Taiwan was able to pass this marriage law because it acts under the ROC, which China does not control. So while China may not agree with the concept of same-sex marriage nor advocate for same-sex rights, Taiwan has the ability to grant the LGBTQ+ community rights without China’s input.


So what does this mean for the LGBTQ+ communities in the surrounding countries and Asia in general? This Taiwanese law is only one of the first steps Asia has taken for the LGBTQ+ community along with India decriminalizing gay sex in September of 2018. Even Hong Kong’s constitutional court ruled the same-sex couples in Hong Kong have the same rights to spousal visas as married heterosexual couples as stated by the New York Times.

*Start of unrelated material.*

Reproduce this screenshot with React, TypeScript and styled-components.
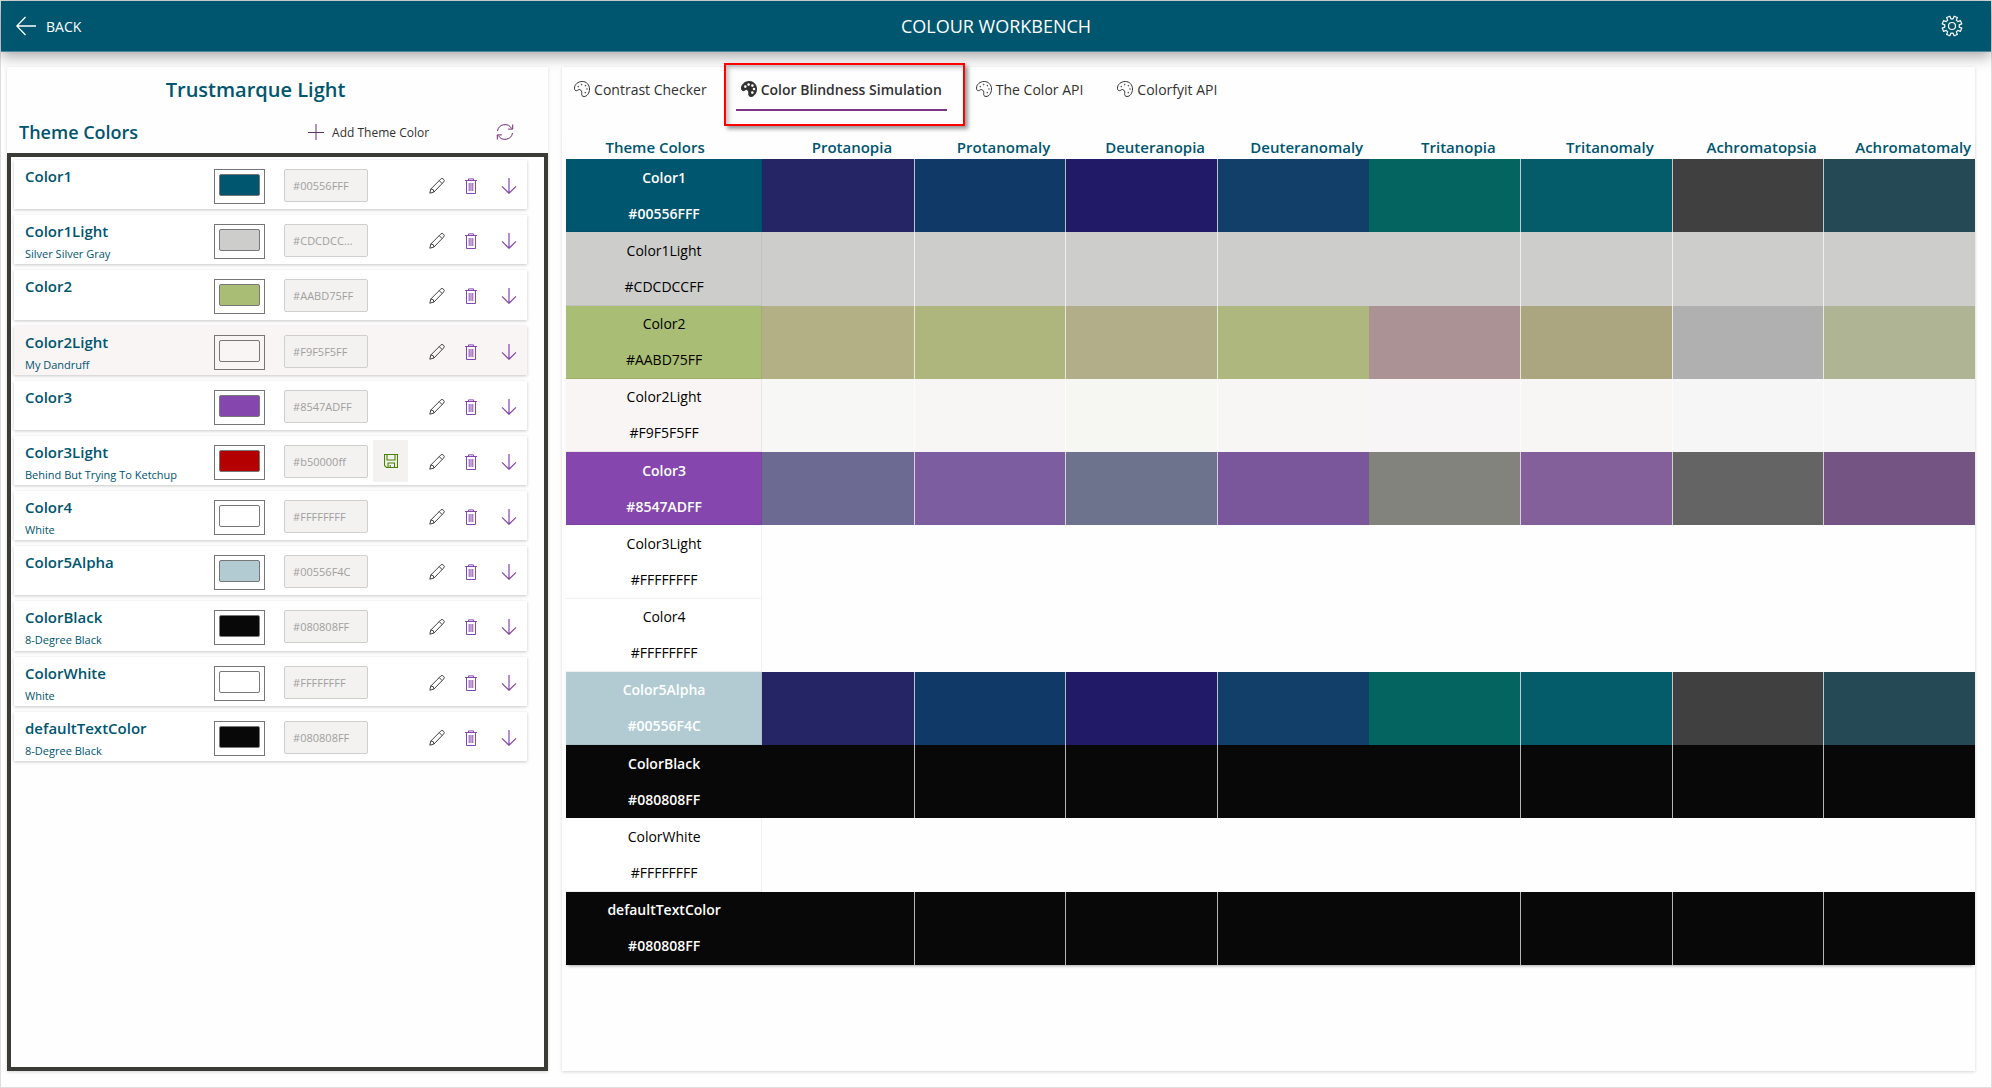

But how does this issue connect to the United States of America and especially to South Brunswick? Despite the law passing in a country on the other side of the world, SBHS students who identified as part of the LGBTQ+ community commented on the historic moment.


Junior Dylan Stenger said, “It’s been a struggle for us since we didn’t pass a same-sex marriage law til 2015 and it sucks that the people in Taiwan had to wait until 2019. But we should continue to be LGBTQ+ activists as unbelivably people have to be taught to accept people especially with the types of environments they grow up in.”


The LGBTQ+ community has been advocating for not only its rights but also for its existence in every part of the world including South Brunswick. SBHS even has its own PRISM club (formerly known as the Gay-Straight Alliance club) advised by Guidance Counselor, Ms. Anastasia Marcella that holds meetings with those who are part of the LGBTQ+ community and are allies of the community.


Ms. Marcella said, “Well, the NJ state curriculum is actually changing by trying to include more teaching of LGBTQ+ issues and people as well as changing the title of Race, Class, and Gender class to include LGBT issues in its title. Students themselves can get involved in clubs and activities like the PRISM alliance as a way to make the school a more inclusive and safe place where everyone can grow. Eventually, these students can then take what they have learned from high school to college and inevitably to the workforce, which benefits the future of everyone.”


The LGBTQ+ community has taken many actions in the past years but still people are ignorant and uneducated about the community in general, which tends to fuel prejudice and hatred towards members of the community.


Junior Devyn Gonzalez explains what SBHS students can do to help out the LGBTQ+ community. He said “In SBHS, if you weren’t gay, then you probably won’t know it’s Pride Month. I think that we should recognize Pride month as we do Black History Month or Women’s History Month. Also asking questions that make people check themselves and their xenophobia to help them realize that the way they think of people is wrong.”

While there are countries that don’t allow for any rights for the LGBTQ+ community, Taiwan is paving the way for other conservative Asian countries and possibly the rest of the world that has yet to follow.